You are here
Solar Keratosis M011
In this section
Current RMA Instruments:
|Reasonable Hypothesis SOP|
73 of 2012
|Balance of Probabilities SOP|
74 of 2012
Changes from Previous Instruments:
- ICD-9-CM: 702.0
- ICD-10-AM: L57.0
Solar keratoses are scaly or crusty spots that occur on sun-exposed areas of skin. They are potentially pre-cancerous and may turn into squamous cell carcinomas.
Confirming the diagnosis:
The diagnosis can be made on clinical grounds, so a report from a treating medical practitioner is sufficient to confirm the diagnosis. Histology reports may be available in some cases.
The relevant medical specialist is a dermatologist.
Additional diagnoses covered by these SOPs
- Actinic keratosis
Conditions not covered by these SOPs
- Basal cell carcinoma (skin)* (Non melanotic malignant neoplasm of the skin)
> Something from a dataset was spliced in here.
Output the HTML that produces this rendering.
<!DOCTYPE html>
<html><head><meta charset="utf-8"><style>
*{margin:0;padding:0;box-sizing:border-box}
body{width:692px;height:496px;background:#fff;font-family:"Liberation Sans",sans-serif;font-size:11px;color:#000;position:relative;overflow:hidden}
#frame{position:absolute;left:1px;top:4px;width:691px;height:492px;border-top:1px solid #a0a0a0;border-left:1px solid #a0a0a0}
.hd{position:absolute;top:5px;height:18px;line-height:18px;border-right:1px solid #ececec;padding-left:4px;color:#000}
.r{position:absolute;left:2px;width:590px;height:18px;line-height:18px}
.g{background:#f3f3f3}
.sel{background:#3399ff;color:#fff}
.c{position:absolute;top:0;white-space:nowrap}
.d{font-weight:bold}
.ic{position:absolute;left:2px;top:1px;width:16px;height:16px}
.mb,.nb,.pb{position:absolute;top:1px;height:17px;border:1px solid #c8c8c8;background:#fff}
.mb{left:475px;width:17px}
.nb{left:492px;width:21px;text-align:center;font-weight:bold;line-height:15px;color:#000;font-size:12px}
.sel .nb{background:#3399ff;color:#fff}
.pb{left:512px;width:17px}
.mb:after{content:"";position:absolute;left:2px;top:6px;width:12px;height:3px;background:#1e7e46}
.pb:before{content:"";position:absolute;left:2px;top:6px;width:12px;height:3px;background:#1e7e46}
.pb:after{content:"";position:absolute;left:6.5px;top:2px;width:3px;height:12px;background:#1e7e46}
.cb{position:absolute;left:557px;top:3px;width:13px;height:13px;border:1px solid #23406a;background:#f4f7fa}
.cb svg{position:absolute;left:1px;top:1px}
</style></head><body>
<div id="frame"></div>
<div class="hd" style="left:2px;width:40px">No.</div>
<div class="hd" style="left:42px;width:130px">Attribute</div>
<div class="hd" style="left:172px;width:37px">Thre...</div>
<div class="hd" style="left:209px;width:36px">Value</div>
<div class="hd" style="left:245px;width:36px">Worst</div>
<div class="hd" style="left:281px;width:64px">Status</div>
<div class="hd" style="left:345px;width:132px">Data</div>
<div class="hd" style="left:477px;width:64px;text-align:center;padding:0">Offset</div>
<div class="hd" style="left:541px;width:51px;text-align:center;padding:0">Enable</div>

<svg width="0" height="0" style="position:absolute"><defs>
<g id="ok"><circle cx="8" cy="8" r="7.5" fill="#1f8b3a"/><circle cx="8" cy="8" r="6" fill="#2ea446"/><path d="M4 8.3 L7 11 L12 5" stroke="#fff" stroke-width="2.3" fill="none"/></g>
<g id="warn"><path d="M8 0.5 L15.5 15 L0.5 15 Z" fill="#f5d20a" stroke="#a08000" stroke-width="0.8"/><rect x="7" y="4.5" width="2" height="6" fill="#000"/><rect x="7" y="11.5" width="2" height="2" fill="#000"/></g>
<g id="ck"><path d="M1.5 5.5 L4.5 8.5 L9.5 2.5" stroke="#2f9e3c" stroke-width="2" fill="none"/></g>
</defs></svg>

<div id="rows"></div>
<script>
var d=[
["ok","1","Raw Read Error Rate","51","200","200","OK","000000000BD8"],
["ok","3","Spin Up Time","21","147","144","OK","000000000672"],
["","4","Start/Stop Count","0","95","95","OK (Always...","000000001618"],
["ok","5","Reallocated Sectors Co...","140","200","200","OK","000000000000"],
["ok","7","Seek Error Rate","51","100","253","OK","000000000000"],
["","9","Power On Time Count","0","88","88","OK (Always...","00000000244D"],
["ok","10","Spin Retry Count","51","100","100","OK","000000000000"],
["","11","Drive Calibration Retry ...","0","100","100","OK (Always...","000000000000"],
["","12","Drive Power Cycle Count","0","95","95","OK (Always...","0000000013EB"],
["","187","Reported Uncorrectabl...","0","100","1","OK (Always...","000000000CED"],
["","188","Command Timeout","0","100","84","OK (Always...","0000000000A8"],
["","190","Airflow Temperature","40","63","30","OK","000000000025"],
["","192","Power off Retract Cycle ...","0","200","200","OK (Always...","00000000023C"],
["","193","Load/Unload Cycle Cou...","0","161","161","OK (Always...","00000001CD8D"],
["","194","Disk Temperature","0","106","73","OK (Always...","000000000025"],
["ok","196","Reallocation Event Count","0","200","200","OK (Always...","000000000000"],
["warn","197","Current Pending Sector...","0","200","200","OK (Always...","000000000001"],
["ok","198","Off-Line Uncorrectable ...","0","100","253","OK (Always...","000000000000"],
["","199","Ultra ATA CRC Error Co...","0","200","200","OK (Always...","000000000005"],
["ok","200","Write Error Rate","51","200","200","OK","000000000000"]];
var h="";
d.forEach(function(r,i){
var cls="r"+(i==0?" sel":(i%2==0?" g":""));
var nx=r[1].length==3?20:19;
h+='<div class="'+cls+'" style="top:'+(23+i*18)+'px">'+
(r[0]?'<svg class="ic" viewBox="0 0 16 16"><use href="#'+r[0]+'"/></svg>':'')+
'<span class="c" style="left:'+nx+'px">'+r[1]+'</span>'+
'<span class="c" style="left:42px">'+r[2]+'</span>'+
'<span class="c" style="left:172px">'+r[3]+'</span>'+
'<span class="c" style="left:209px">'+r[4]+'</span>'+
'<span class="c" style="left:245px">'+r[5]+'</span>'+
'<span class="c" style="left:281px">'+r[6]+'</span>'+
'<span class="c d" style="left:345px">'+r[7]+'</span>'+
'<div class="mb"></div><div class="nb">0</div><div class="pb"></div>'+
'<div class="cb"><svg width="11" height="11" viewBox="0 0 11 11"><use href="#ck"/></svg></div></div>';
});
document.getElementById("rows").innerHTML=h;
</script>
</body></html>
- Bowen’s disease* (Non melanotic malignant neoplasm of the skin)
- Chronic solar skin damage other than solar keratosis#
- Hutchinson’s melanotic freckle#
- Malignant melanoma of the skin*
- Seborrhoeic keratosis*
- Solar elastosis#
- Squamous cell carcinoma (skin)* (Non melanotic malignant neoplasm of the skin)
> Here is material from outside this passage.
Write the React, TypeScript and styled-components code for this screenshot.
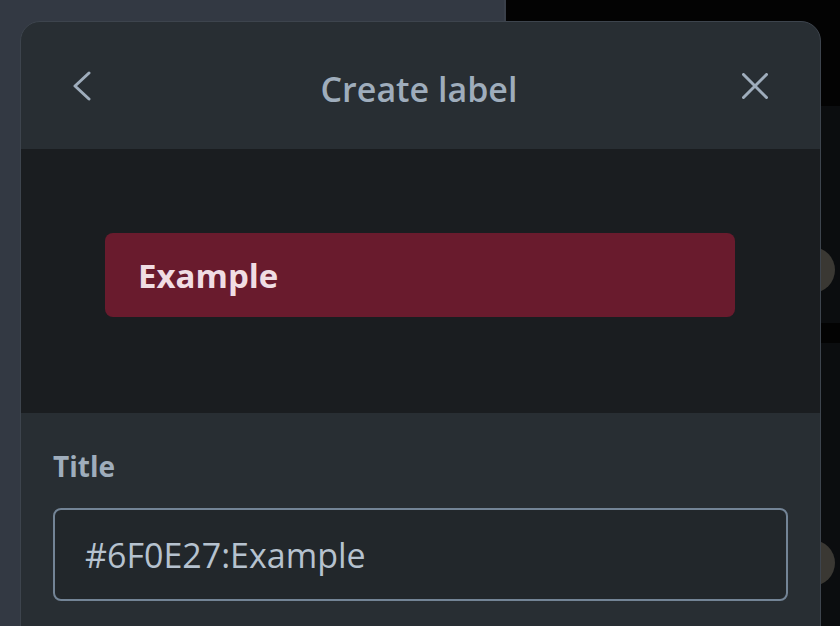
import React from "react";
import styled, { createGlobalStyle } from "styled-components";

const GlobalStyle = createGlobalStyle`
  html, body {
    margin: 0;
    padding: 0;
    background: #030303;
    font-family: "Open Sans", "Noto Sans", sans-serif;
  }
`;

const Page = styled.div`
  position: relative;
  display: flex;
  width: 840px;
  height: 626px;
  overflow: hidden;
`;

const BoardColumn = styled.div`
  width: 504px;
  background: #333943;
  border-right: 2px solid #3a404a;
`;

const SideArea = styled.div`
  flex: 1;
  display: flex;
  flex-direction: column;
  gap: 20px;
  padding-top: 106px;
  background: #030303;
`;

const SideCard = styled.div<{ $grow?: boolean; $avatarTop: number }>`
  display: flex;
  justify-content: flex-end;
  align-items: flex-start;
  box-sizing: border-box;
  height: ${(p) => (p.$grow ? "auto" : "217px")};
  flex: ${(p) => (p.$grow ? 1 : "none")};
  padding: ${(p) => p.$avatarTop}px 5px 0 0;
  background: #0b0d0f;
`;

const Avatar = styled.div`
  width: 46px;
  height: 46px;
  border-radius: 50%;
  background: #3a3833;
`;

const Popover = styled.section`
  position: absolute;
  left: 20px;
  top: 21px;
  width: 801px;
  height: 640px;
  box-sizing: border-box;
  border: 1px solid #3d444d;
  border-radius: 20px;
  background: #282e33;
  overflow: hidden;
  display: flex;
  flex-direction: column;
`;

const Header = styled.header`
  display: grid;
  grid-template-columns: 64px 1fr 64px;
  align-items: center;
  height: 127px;
  padding: 0 33px 0 30px;
`;

const IconButton = styled.button`
  display: flex;
  align-items: center;
  justify-content: center;
  width: 64px;
  height: 64px;
  padding: 0;
  border: none;
  background: transparent;
  color: #9fadbc;
  cursor: pointer;
`;

const Title = styled.h2`
  margin: 0;
  padding-top: 6px;
  text-align: center;
  font-size: 34px;
  font-weight: 600;
  color: #9fadbc;
`;

const Preview = styled.div`
  height: 264px;
  box-sizing: border-box;
  padding: 84px 85px 0 84px;
  background: #1a1d20;
`;

const LabelChip = styled.div<{ $color: string }>`
  display: flex;
  align-items: center;
  height: 84px;
  padding: 0 33px;
  border-radius: 8px;
  background: ${(p) => p.$color};
  color: #f0dde3;
  font-size: 33px;
  font-weight: 700;
`;

const Form = styled.div`
  display: flex;
  flex-direction: column;
  padding: 31px 32px 0 32px;
`;

const FieldLabel = styled.label`
  font-size: 28px;
  font-weight: 700;
  line-height: 44px;
  color: #9fadbc;
  margin-bottom: 20px;
`;

const TextInput = styled.input`
  height: 93px;
  box-sizing: border-box;
  padding: 0 30px;
  border: 2px solid #738496;
  border-radius: 8px;
  background: #22272b;
  color: #b6c2cf;
  font-family: inherit;
  font-size: 34px;
  outline: none;
`;

const ChevronLeft = () => (
  <svg width="20" height="32" viewBox="0 0 20 32" fill="none">
    <polyline
      points="16,3 2,16 16,29"
      stroke="currentColor"
      strokeWidth="3"
      strokeLinecap="round"
      strokeLinejoin="round"
    />
  </svg>
);

const CloseIcon = () => (
  <svg width="26" height="26" viewBox="0 0 26 26" fill="none">
    <path
      d="M1.5 1.5 L24.5 24.5 M24.5 1.5 L1.5 24.5"
      stroke="currentColor"
      strokeWidth="3"
      strokeLinecap="round"
    />
  </svg>
);

export default function App() {
  const color = "#691b2d";
  return (
    <>
      <GlobalStyle />
      <Page>
        <BoardColumn />
        <SideArea>
          <SideCard $avatarTop={141}>
            <Avatar />
          </SideCard>
          <SideCard $grow $avatarTop={197}>
            <Avatar />
          </SideCard>
        </SideArea>
        <Popover>
          <Header>
            <IconButton aria-label="Back">
              <ChevronLeft />
            </IconButton>
            <Title>Create label</Title>
            <IconButton aria-label="Close">
              <CloseIcon />
            </IconButton>
          </Header>
          <Preview>
            <LabelChip $color={color}>Example</LabelChip>
          </Preview>
          <Form>
            <FieldLabel>Title</FieldLabel>
            <TextInput defaultValue="#6F0E27:Example" />
          </Form>
        </Popover>
      </Page>
    </>
  );
}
*another SOP applies - the SOP has the same name unless otherwise specified
# non-SOP condition
The clinical onset will be when a lesion, subsequently confirmed to be a solar keratosis by a medical practitioner, is first noted by an individual. Age of onset varies with sun-exposure and skin type. Onset may be early in adult life in some cases, but more typically it occurs in middle to later life.
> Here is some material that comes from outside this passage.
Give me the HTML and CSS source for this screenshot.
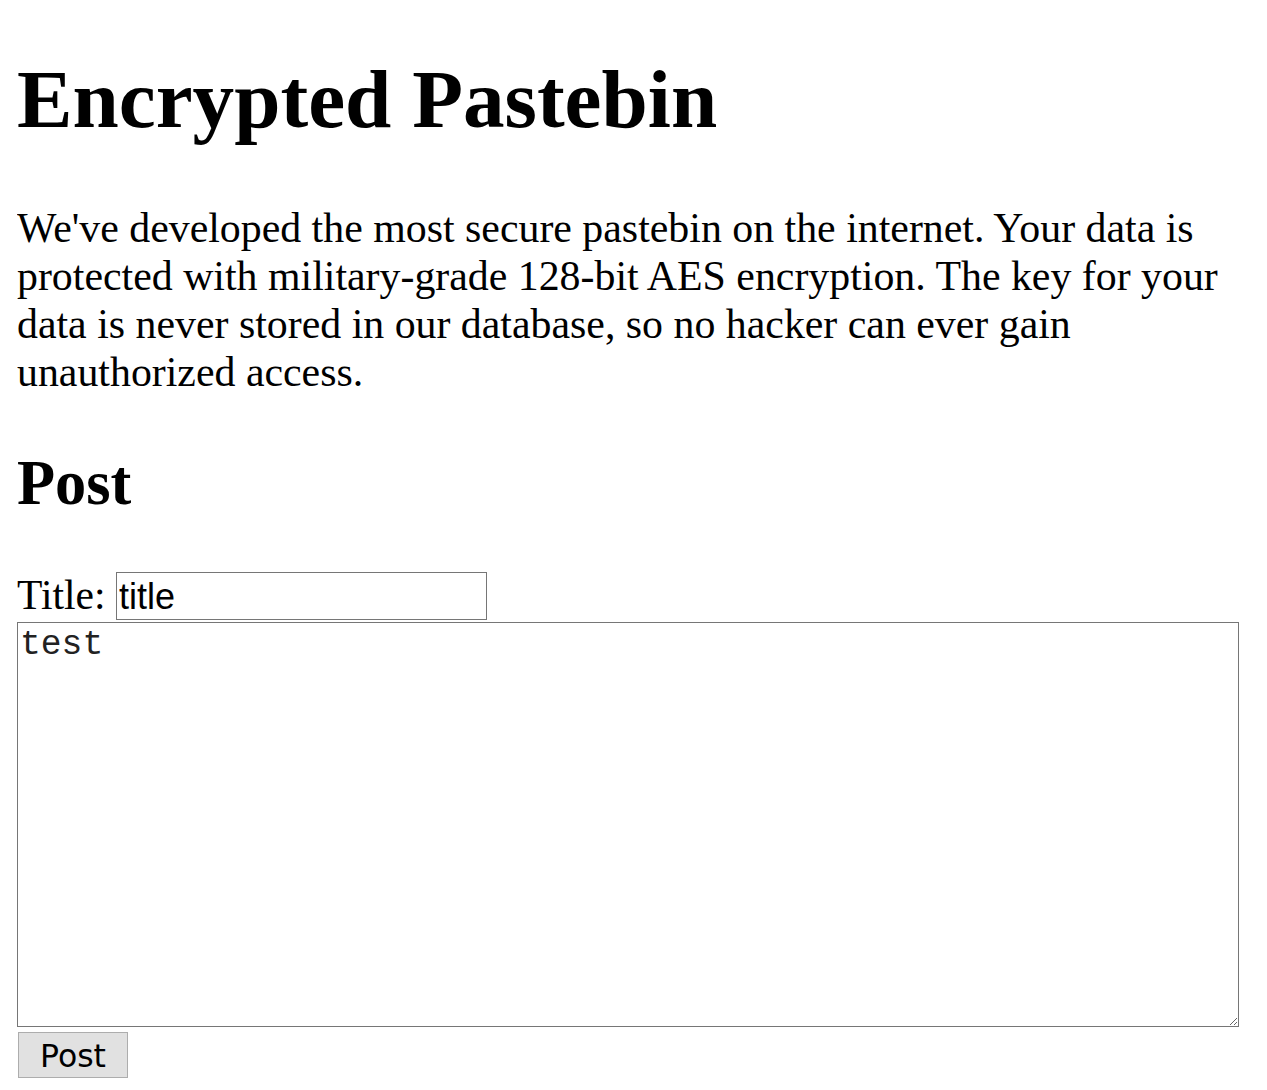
FILE: index.html
```html
<!DOCTYPE html>
<html>
<head>
<meta charset="utf-8">
<title>Encrypted Pastebin</title>
<link rel="stylesheet" href="styles.css">
</head>
<body>
<h1 class="title">Encrypted Pastebin</h1>
<p class="intro">We've developed the most secure pastebin on the internet. Your data is protected with military-grade 128-bit AES encryption. The key for your data is never stored in our database, so no hacker can ever gain unauthorized access.</p>
<h2 class="section">Post</h2>
<form class="post-form">
<div class="title-row">Title: <input class="title-input" type="text" name="title" value="title"></div>
<textarea class="body-input" name="body">test</textarea>
<button class="post-btn" type="button">Post</button>
</form>
</body>
</html>
```

FILE: styles.css
```css
html, body {
  background: #ffffff;
}
body {
  margin: 0 17px;
  font-family: "Liberation Serif", "Times New Roman", serif;
  font-size: 41.6px;
  color: #000;
}
.title {
  font-size: 83.2px;
  font-weight: bold;
  margin: 51px 0 57px;
  line-height: normal;
}
.intro {
  margin: 0;
  font-size: 41.85px;
  line-height: 48px;
}
.section {
  font-size: 62.4px;
  font-weight: bold;
  margin: 51px 0 52px;
  line-height: normal;
}
.post-form {
  margin: 0;
}
.title-row {
  line-height: normal;
}
.title-input {
  box-sizing: border-box;
  width: 371px;
  height: 48px;
  margin: 0;
  padding: 3px 2px 0;
  border: 1px solid #767676;
  border-radius: 0;
  font-family: "Liberation Sans", Arial, sans-serif;
  font-size: 36px;
  color: #000;
  background: #fff;
  vertical-align: baseline;
  outline: none;
}
.body-input {
  display: block;
  box-sizing: border-box;
  width: 1222px;
  height: 405px;
  margin: 2px 0 0;
  padding: 2px 2px 0;
  border: 1px solid #767676;
  border-radius: 0;
  font-family: "Liberation Mono", "Courier New", monospace;
  font-size: 34.67px;
  line-height: normal;
  color: #222;
  background: #fff;
  outline: none;
}
.post-btn {
  display: block;
  box-sizing: border-box;
  width: 110px;
  height: 46px;
  margin: 5px 0 0 1px;
  padding: 2px 0 0;
  border: 1px solid #adadad;
  border-radius: 0;
  background: #e1e1e1;
  font-family: "DejaVu Sans", Tahoma, sans-serif;
  font-size: 31.5px;
  color: #000;
}
```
The only SOP worsening factor is for inability to obtain appropriate clinical management. Appropriate clinical management involves timely treatment and monitoring of the condition and advice on sun-protection measures. A range of medical and surgical treatment options are available. The natural history of the condition is for multiple lesions to occur and to continue to develop over time, typically becoming more numerous with time.
Further comments on diagnosis
This SOP covers solar or actinic keratosis but not other chronic solar skin damage (solar elastosis) and not non-melanotic malignant skin neoplasms. However, a claim for non-malignant chronic solar skin damage will generally be best answered using the solar keratosis SOP. Other forms of chronic solar skin damage have little if any clinical significance and generally do not require treatment.